At least I know what the last line of my poem would be. Something with chipmunks.

Friday, February 11, 2011

Place 3, It's Cold

I used to love the cold weather. As a kid, every day after school I would play in the snow. My mom was against it, but she couldn’t resist the sad faces of three boys.
Now I’m getting sick and tired of it. I want to move somewhere warm. Hawaii is nice this time of year. Once I stop running, I get cold instantly. My sweat starts to turn into ice, which makes me even colder. I try to make this work. In the cold, I try to have fun. I pretend I’m smoking a cigarette. I never smoked a cigarette before in my life. I kind of wish I had one right now. Breathing in the smoke might raise the temperature of my body. It might also get my heart to beat faster.
I breathe in the cold air. It’s a stupid idea I know, but I just pretend it’s really hot. I heard that’s how lava feels. You touch it and for a brief moment you think you’re touching an ice cube. Then a few milliseconds later your hand melts. I don’t want my organs melted. I want to be able to blow rings of smoke. My little brother can do it, he’s a smoker.

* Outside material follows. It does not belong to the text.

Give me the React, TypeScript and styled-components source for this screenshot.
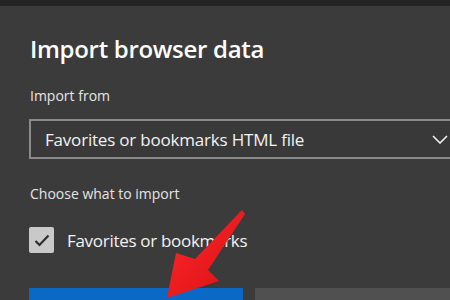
import React from "react";
import styled, { createGlobalStyle } from "styled-components";

const Global = createGlobalStyle`
  html, body { margin: 0; padding: 0; background: #3b3b3b; }
  body { width: 450px; height: 300px; overflow: hidden; font-family: "Open Sans", "Noto Sans", sans-serif; }
  * { box-sizing: border-box; }
`;

const Page = styled.div`
  position: relative;
  width: 450px;
  height: 300px;
  overflow: hidden;
  background: #3b3b3b;
`;

const TopStrip = styled.div`
  height: 6px;
  background: #242424;
`;

const Dialog = styled.div`
  padding: 0 0 0 29px;
  display: flex;
  flex-direction: column;
  align-items: flex-start;
`;

const Title = styled.h1`
  margin: 27px 0 0 1px;
  font-size: 24px;
  font-weight: 600;
  line-height: 32px;
  color: #ffffff;
  letter-spacing: -0.3px;
`;

const Label = styled.div<{ $top: number }>`
  margin-top: ${(p) => p.$top}px;
  margin-left: 1px;
  font-size: 14px;
  line-height: 20px;
  color: #e6e6e6;
`;

const Select = styled.div`
  margin-top: 13px;
  width: 441px;
  height: 40px;
  flex-shrink: 0;
  border: 2px solid #8a8a8a;
  display: flex;
  align-items: center;
  justify-content: space-between;
  padding: 0 20px 0 14px;
  background: #393939;
`;

const SelectText = styled.span`
  font-size: 17px;
  color: #f2f2f2;
  letter-spacing: -0.2px;
`;

const CheckRow = styled.div`
  margin-top: 23px;
  display: flex;
  align-items: center;
  gap: 13px;
`;

const Box = styled.div`
  width: 25px;
  height: 26px;
  border-radius: 2px;
  background: #c9c9c9;
  display: flex;
  align-items: center;
  justify-content: center;
`;

const CheckLabel = styled.span`
  font-size: 17px;
  color: #f2f2f2;
  letter-spacing: -0.3px;
`;

const Buttons = styled.div`
  margin-top: 35px;
  display: flex;
  gap: 12px;
`;

const Button = styled.div<{ $primary?: boolean }>`
  width: ${(p) => (p.$primary ? "214px" : "220px")};
  height: 36px;
  flex-shrink: 0;
  background: ${(p) => (p.$primary ? "#0a69c4" : "#505050")};
`;

const Arrow = styled.svg`
  position: absolute;
  left: 0;
  top: 0;
  pointer-events: none;
`;

export default function App() {
  return (
    <Page>
      <Global />
      <TopStrip />
      <Dialog>
        <Title>Import browser data</Title>
        <Label $top={21}>Import from</Label>
        <Select>
          <SelectText>Favorites or bookmarks HTML file</SelectText>
          <svg width="16" height="9" viewBox="0 0 16 9">
            <path d="M1 1 L8 8 L15 1" fill="none" stroke="#f0f0f0" strokeWidth="1.6" />
          </svg>
        </Select>
        <Label $top={25}>Choose what to import</Label>
        <CheckRow>
          <Box>
            <svg width="16" height="13" viewBox="0 0 16 13">
              <path d="M1.5 7 L5.5 11 L14.5 1.5" fill="none" stroke="#2e2e2e" strokeWidth="2.2" />
            </svg>
          </Box>
          <CheckLabel>Favorites or bookmarks</CheckLabel>
        </CheckRow>
        <Buttons>
          <Button $primary />
          <Button />
        </Buttons>
      </Dialog>
      <Arrow width="450" height="300" viewBox="0 0 450 300">
        <defs>
          <linearGradient id="ag" x1="0" y1="0" x2="1" y2="1">
            <stop offset="0" stopColor="#ff2a2a" />
            <stop offset="1" stopColor="#d80f14" />
          </linearGradient>
        </defs>
        <polygon
          points="242,210 245,214 208,270 219,281 167,298 176,253 195,259"
          fill="url(#ag)"
        />
      </Arrow>
    </Page>
  );
}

I try to pucker my lips and blow. I see my breath frozen in mid air. Then it disperses itself with the other gases. It looks like I’m blowing cold fire.  I try a couple of more times.
I left all my warm clothes back at home. I’m wearing three long sleeve t-shirts, gloves, and track pants. I don’t have a hat on. My ears are turning red. Well I can’t be too sure of that. I can’t really feel them. Maybe they’re blue and purple.
I just want to curl up in the fetal position. I remember once when I found a bird in the snow. I thought it was dead, but it just flapped it feathers and flew away. Maybe I can do the same thing. There’s not much snow on the ground, but I’m sure I can burrow the ground enough to make it a suitable sleeping place.
How long has it been? Four minutes. Sigh. Ok. I’m going to close my eyes and pretend I’m in Hawaii.